Everyone has a lantern in Ghana. When the power can go out for weeks at time, there is no other choice. One with a handle was preferable because you could hang it up and illuminate a room. I never saw a native use a flashlight during my stay.
Pestle and Mortar:
My relationship with this traditional cooking skill was a challenging one at first. Many field study students manage to break the grooved clay bowl when they first get here, and I did manage a pretty good crack. It is how they grind down their vegetables and spices for their stews. The hourglass wood mallet you see is used to go back and forth along the grooves to break down the vegetables. You have to perform this blending process sitting down on a stool with the bowl on the ground.
The stool is not just an important household item; it is also a symbol. Traditionally a stool represents power. Even the legends about Kwame Nkruma and the golden stool creation myth about Ghana were founded on this idea. Stools are everywhere in Ghana for doing laundry, sitting around, or cooking. The one pictured here was my favorite one in the house. Usually the wood is just left unpainted.
Ah, the radio. Music is an important part of Ghanaian culture, and a radio does not rely on electricity to work. Therefore, radios entertain all Ghanaians during their daily chores and activities, and also during the early hours of the morning when I am trying to sleep.
These large basins were designed to catch rainwater by being situated under a bent rain gutter. These bins were massive, containing maybe fifty gallons of water each when full, and are the main water sources for Ghanaians.
Rice Ball Cauldron:
I thought this set up was one of the most interesting household items in Ghana. The pot you see is curved more than a typical pot for the specific task of making rice balls. The metal rods are used to hook onto the side, and then the big loops go under your feet so to secure the pot. After establishing that firm hold on the pot, you can use that canoe paddle shaped stick and mash the rice against the sides of the cauldron. By doing this you can form balls of rice for soups, which is always a family favorite for locals (and me).
Everyone in Ghana owns a pair of flip-flops for the shower. You can also use them for doing laundry, but it keeps your feet from being burned on the cement while also keeping them from coming in contact with bugs and various bacteria’s that could be present. Some are even made out of recycled old tires. It is offensive and informal to wear shower shoes when going to your daily activities. It reminded me of wearing pajamas in public.
Ghana is five degrees off of the equator and is always humid. You sweat. A lot.
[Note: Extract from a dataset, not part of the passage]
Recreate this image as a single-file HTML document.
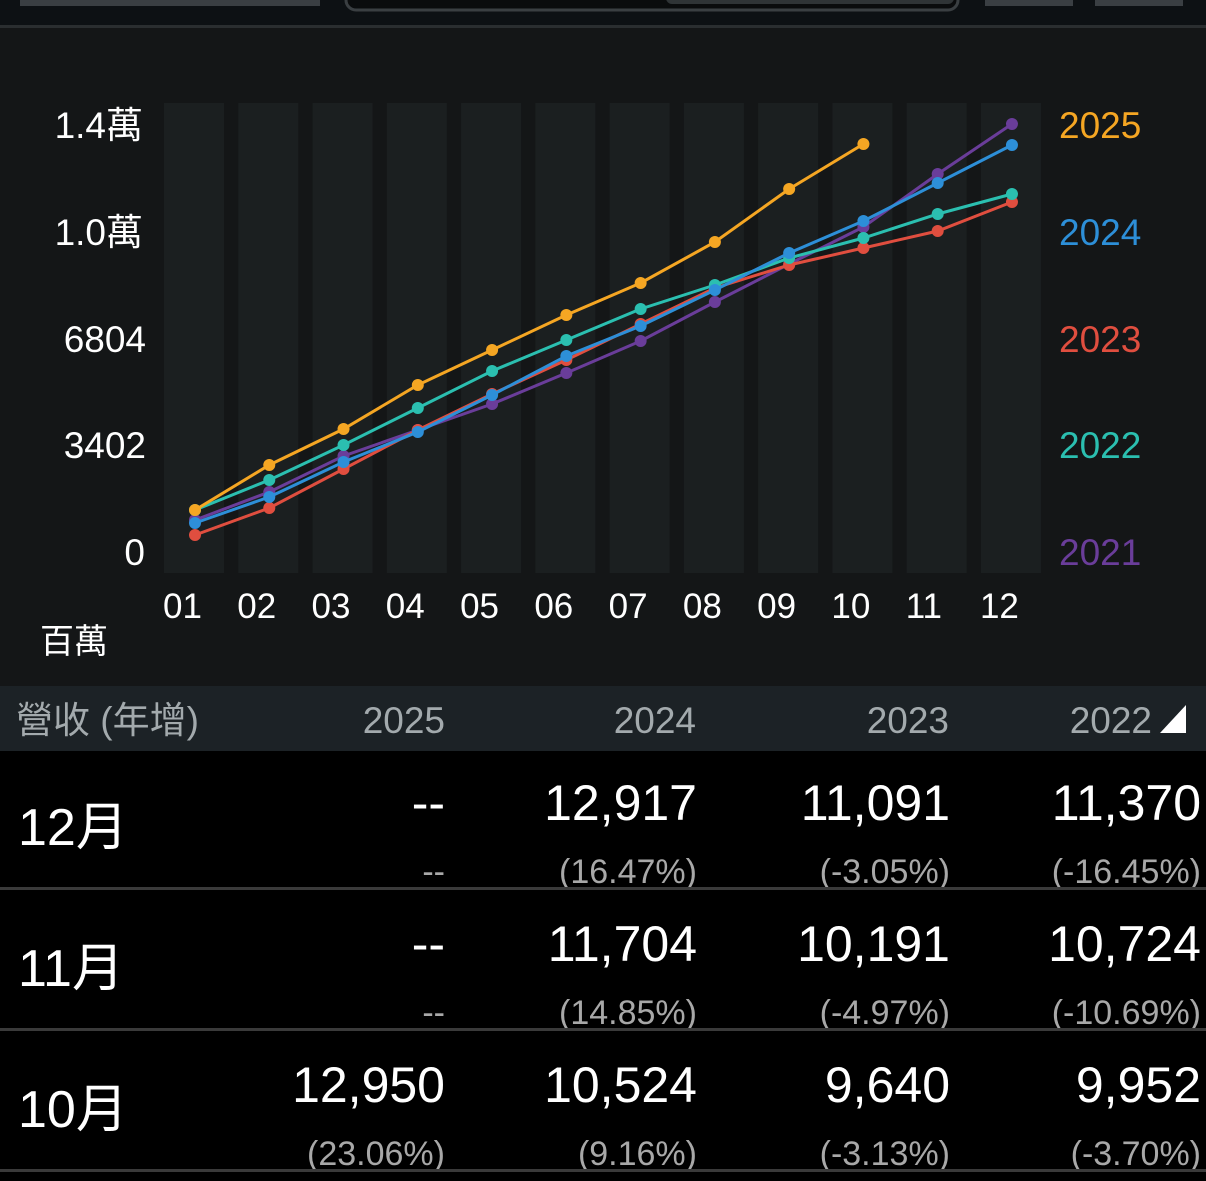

Everyone has some kind of bandanna or hanky with them to wipe off sweat drips or the seat they are about to sit on. A clean one is also required for school uniforms. Try going without one for a day. I dare you.
This flat, metal spoon you see is what they use to fry up yams and plantains, which are two of their main starches in their diet. Oil is a central element of Ghanaian diets, and this little tool helps fish out fried food, but allows the oil to be saved for another night.
The Machete is an absolute must of every household, no matter who you are or what you do for a living. To us we might think of it as duct tape in America. It is essential for farming (which is the job of most Ghanaians), weeding to help prevent snakes, preparing chicken, or even sharpening your pencil at school.